## Your objective
Can you output the material exactly as written, minus any pictures it holds?

━━━━━━━━

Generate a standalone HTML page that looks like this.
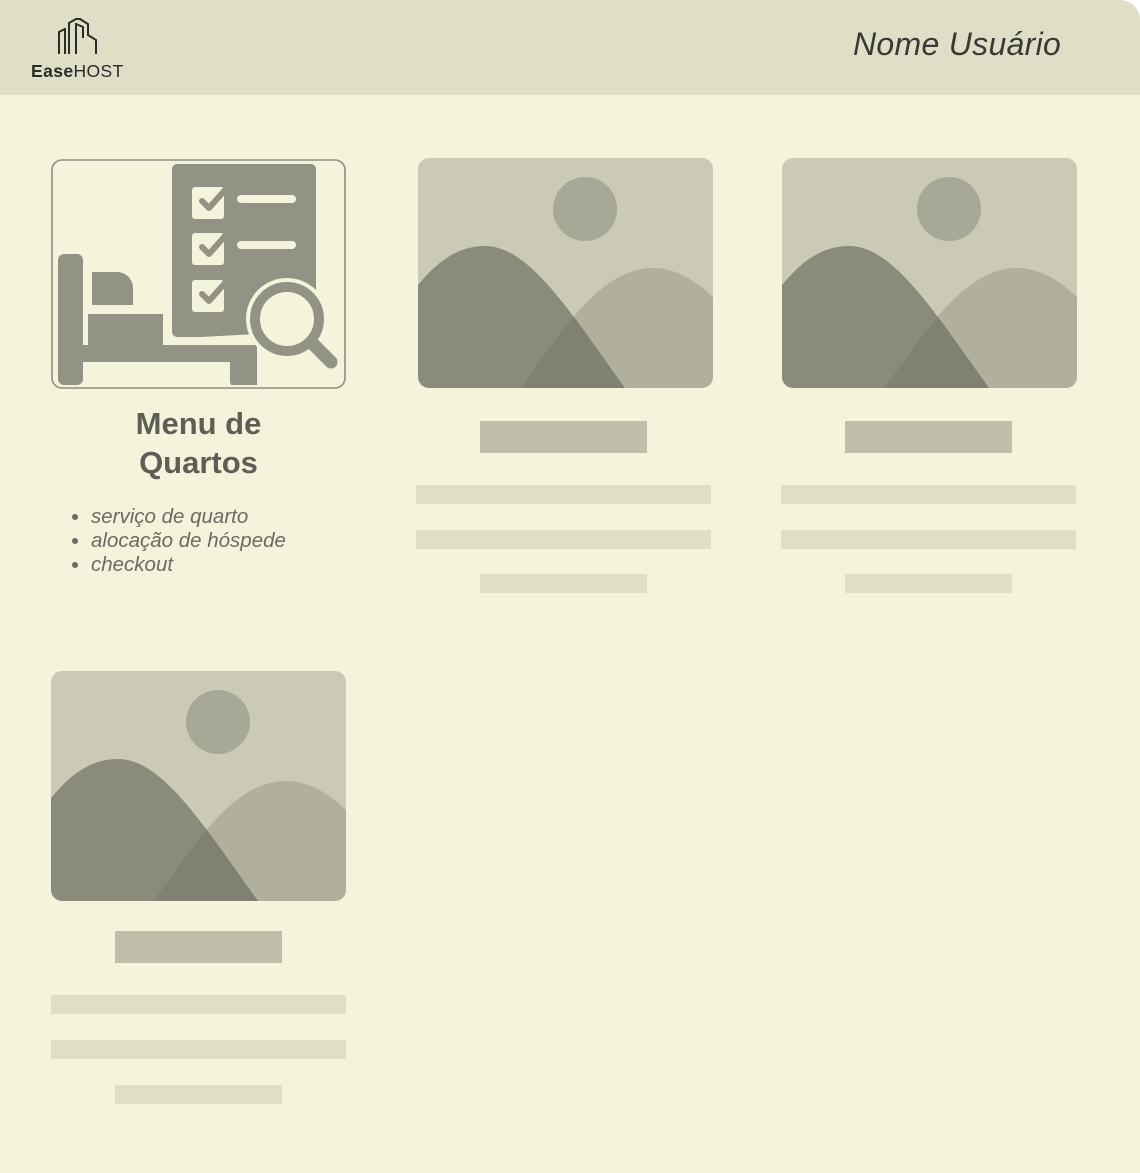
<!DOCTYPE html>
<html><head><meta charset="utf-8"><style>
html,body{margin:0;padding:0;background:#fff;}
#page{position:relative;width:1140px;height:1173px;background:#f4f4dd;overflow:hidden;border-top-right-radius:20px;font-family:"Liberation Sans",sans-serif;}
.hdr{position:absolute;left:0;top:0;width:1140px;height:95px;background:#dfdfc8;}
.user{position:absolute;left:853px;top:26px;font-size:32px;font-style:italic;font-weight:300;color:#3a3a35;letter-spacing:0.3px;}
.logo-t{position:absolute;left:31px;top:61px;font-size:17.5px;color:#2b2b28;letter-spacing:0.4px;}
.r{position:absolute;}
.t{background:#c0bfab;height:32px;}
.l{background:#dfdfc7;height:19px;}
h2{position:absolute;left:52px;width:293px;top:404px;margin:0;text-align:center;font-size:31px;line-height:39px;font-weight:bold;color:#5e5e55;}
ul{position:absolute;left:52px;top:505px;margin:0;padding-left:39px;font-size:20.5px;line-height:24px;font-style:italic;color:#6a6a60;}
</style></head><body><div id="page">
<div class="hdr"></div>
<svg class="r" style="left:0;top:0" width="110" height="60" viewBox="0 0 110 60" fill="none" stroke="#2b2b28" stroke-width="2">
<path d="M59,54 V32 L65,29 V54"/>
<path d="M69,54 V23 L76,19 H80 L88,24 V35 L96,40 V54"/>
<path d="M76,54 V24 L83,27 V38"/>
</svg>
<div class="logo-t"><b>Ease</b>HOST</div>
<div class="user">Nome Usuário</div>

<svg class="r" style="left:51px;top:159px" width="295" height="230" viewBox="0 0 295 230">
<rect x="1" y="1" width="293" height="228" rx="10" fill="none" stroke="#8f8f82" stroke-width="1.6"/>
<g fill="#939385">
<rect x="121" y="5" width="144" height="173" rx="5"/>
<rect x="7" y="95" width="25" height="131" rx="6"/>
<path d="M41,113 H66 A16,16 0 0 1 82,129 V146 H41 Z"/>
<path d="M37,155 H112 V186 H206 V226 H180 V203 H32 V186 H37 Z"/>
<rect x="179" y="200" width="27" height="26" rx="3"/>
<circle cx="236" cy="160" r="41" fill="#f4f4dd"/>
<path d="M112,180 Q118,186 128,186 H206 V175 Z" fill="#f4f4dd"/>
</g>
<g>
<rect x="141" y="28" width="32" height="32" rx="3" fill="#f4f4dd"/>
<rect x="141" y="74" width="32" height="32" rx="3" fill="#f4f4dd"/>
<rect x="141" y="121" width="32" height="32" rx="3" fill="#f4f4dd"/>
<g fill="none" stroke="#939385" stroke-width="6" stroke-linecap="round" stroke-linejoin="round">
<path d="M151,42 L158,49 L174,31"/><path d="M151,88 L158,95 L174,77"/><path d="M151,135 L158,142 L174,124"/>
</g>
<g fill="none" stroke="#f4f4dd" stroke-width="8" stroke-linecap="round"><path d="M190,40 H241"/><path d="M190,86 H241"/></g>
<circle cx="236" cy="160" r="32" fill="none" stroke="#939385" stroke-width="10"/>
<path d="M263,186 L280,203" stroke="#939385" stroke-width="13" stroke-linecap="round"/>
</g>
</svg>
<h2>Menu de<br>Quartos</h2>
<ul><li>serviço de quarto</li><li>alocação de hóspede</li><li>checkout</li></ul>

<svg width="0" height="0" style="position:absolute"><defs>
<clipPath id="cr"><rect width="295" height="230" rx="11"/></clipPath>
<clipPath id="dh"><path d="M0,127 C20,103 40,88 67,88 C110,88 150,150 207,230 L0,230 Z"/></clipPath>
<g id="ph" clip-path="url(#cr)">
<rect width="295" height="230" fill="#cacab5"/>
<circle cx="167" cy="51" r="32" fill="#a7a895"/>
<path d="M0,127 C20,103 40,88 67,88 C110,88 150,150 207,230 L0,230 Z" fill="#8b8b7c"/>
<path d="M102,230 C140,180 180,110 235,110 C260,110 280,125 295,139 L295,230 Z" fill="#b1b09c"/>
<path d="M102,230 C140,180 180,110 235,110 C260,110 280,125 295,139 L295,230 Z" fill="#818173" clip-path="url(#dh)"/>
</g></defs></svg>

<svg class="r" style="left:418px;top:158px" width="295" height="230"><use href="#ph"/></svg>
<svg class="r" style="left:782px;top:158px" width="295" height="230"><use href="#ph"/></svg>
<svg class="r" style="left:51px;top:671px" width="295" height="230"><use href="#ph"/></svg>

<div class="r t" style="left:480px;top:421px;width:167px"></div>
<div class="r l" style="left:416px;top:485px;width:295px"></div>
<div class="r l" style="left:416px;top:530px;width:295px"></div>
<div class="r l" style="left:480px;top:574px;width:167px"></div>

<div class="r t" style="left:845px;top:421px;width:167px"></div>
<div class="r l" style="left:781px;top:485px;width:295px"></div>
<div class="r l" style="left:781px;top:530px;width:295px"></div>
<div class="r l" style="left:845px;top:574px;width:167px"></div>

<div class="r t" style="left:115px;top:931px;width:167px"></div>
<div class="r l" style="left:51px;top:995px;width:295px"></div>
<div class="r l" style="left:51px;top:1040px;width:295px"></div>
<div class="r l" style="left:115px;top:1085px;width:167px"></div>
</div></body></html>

━━━━━━━━

## Solution to the problem
Generate a standalone HTML page that looks like this.
<!DOCTYPE html>
<html><head><meta charset="utf-8"><style>
html,body{margin:0;padding:0;background:#fff;}
#page{position:relative;width:1140px;height:1173px;background:#f4f4dd;overflow:hidden;border-top-right-radius:20px;font-family:"Liberation Sans",sans-serif;}
.hdr{position:absolute;left:0;top:0;width:1140px;height:95px;background:#dfdfc8;}
.user{position:absolute;left:853px;top:26px;font-size:32px;font-style:italic;font-weight:300;color:#3a3a35;letter-spacing:0.3px;}
.logo-t{position:absolute;left:31px;top:61px;font-size:17.5px;color:#2b2b28;letter-spacing:0.4px;}
.r{position:absolute;}
.t{background:#c0bfab;height:32px;}
.l{background:#dfdfc7;height:19px;}
h2{position:absolute;left:52px;width:293px;top:404px;margin:0;text-align:center;font-size:31px;line-height:39px;font-weight:bold;color:#5e5e55;}
ul{position:absolute;left:52px;top:505px;margin:0;padding-left:39px;font-size:20.5px;line-height:24px;font-style:italic;color:#6a6a60;}
</style></head><body><div id="page">
<div class="hdr"></div>
<svg class="r" style="left:0;top:0" width="110" height="60" viewBox="0 0 110 60" fill="none" stroke="#2b2b28" stroke-width="2">
<path d="M59,54 V32 L65,29 V54"/>
<path d="M69,54 V23 L76,19 H80 L88,24 V35 L96,40 V54"/>
<path d="M76,54 V24 L83,27 V38"/>
</svg>
<div class="logo-t"><b>Ease</b>HOST</div>
<div class="user">Nome Usuário</div>

<svg class="r" style="left:51px;top:159px" width="295" height="230" viewBox="0 0 295 230">
<rect x="1" y="1" width="293" height="228" rx="10" fill="none" stroke="#8f8f82" stroke-width="1.6"/>
<g fill="#939385">
<rect x="121" y="5" width="144" height="173" rx="5"/>
<rect x="7" y="95" width="25" height="131" rx="6"/>
<path d="M41,113 H66 A16,16 0 0 1 82,129 V146 H41 Z"/>
<path d="M37,155 H112 V186 H206 V226 H180 V203 H32 V186 H37 Z"/>
<rect x="179" y="200" width="27" height="26" rx="3"/>
<circle cx="236" cy="160" r="41" fill="#f4f4dd"/>
<path d="M112,180 Q118,186 128,186 H206 V175 Z" fill="#f4f4dd"/>
</g>
<g>
<rect x="141" y="28" width="32" height="32" rx="3" fill="#f4f4dd"/>
<rect x="141" y="74" width="32" height="32" rx="3" fill="#f4f4dd"/>
<rect x="141" y="121" width="32" height="32" rx="3" fill="#f4f4dd"/>
<g fill="none" stroke="#939385" stroke-width="6" stroke-linecap="round" stroke-linejoin="round">
<path d="M151,42 L158,49 L174,31"/><path d="M151,88 L158,95 L174,77"/><path d="M151,135 L158,142 L174,124"/>
</g>
<g fill="none" stroke="#f4f4dd" stroke-width="8" stroke-linecap="round"><path d="M190,40 H241"/><path d="M190,86 H241"/></g>
<circle cx="236" cy="160" r="32" fill="none" stroke="#939385" stroke-width="10"/>
<path d="M263,186 L280,203" stroke="#939385" stroke-width="13" stroke-linecap="round"/>
</g>
</svg>
<h2>Menu de<br>Quartos</h2>
<ul><li>serviço de quarto</li><li>alocação de hóspede</li><li>checkout</li></ul>

<svg width="0" height="0" style="position:absolute"><defs>
<clipPath id="cr"><rect width="295" height="230" rx="11"/></clipPath>
<clipPath id="dh"><path d="M0,127 C20,103 40,88 67,88 C110,88 150,150 207,230 L0,230 Z"/></clipPath>
<g id="ph" clip-path="url(#cr)">
<rect width="295" height="230" fill="#cacab5"/>
<circle cx="167" cy="51" r="32" fill="#a7a895"/>
<path d="M0,127 C20,103 40,88 67,88 C110,88 150,150 207,230 L0,230 Z" fill="#8b8b7c"/>
<path d="M102,230 C140,180 180,110 235,110 C260,110 280,125 295,139 L295,230 Z" fill="#b1b09c"/>
<path d="M102,230 C140,180 180,110 235,110 C260,110 280,125 295,139 L295,230 Z" fill="#818173" clip-path="url(#dh)"/>
</g></defs></svg>

<svg class="r" style="left:418px;top:158px" width="295" height="230"><use href="#ph"/></svg>
<svg class="r" style="left:782px;top:158px" width="295" height="230"><use href="#ph"/></svg>
<svg class="r" style="left:51px;top:671px" width="295" height="230"><use href="#ph"/></svg>

<div class="r t" style="left:480px;top:421px;width:167px"></div>
<div class="r l" style="left:416px;top:485px;width:295px"></div>
<div class="r l" style="left:416px;top:530px;width:295px"></div>
<div class="r l" style="left:480px;top:574px;width:167px"></div>

<div class="r t" style="left:845px;top:421px;width:167px"></div>
<div class="r l" style="left:781px;top:485px;width:295px"></div>
<div class="r l" style="left:781px;top:530px;width:295px"></div>
<div class="r l" style="left:845px;top:574px;width:167px"></div>

<div class="r t" style="left:115px;top:931px;width:167px"></div>
<div class="r l" style="left:51px;top:995px;width:295px"></div>
<div class="r l" style="left:51px;top:1040px;width:295px"></div>
<div class="r l" style="left:115px;top:1085px;width:167px"></div>
</div></body></html>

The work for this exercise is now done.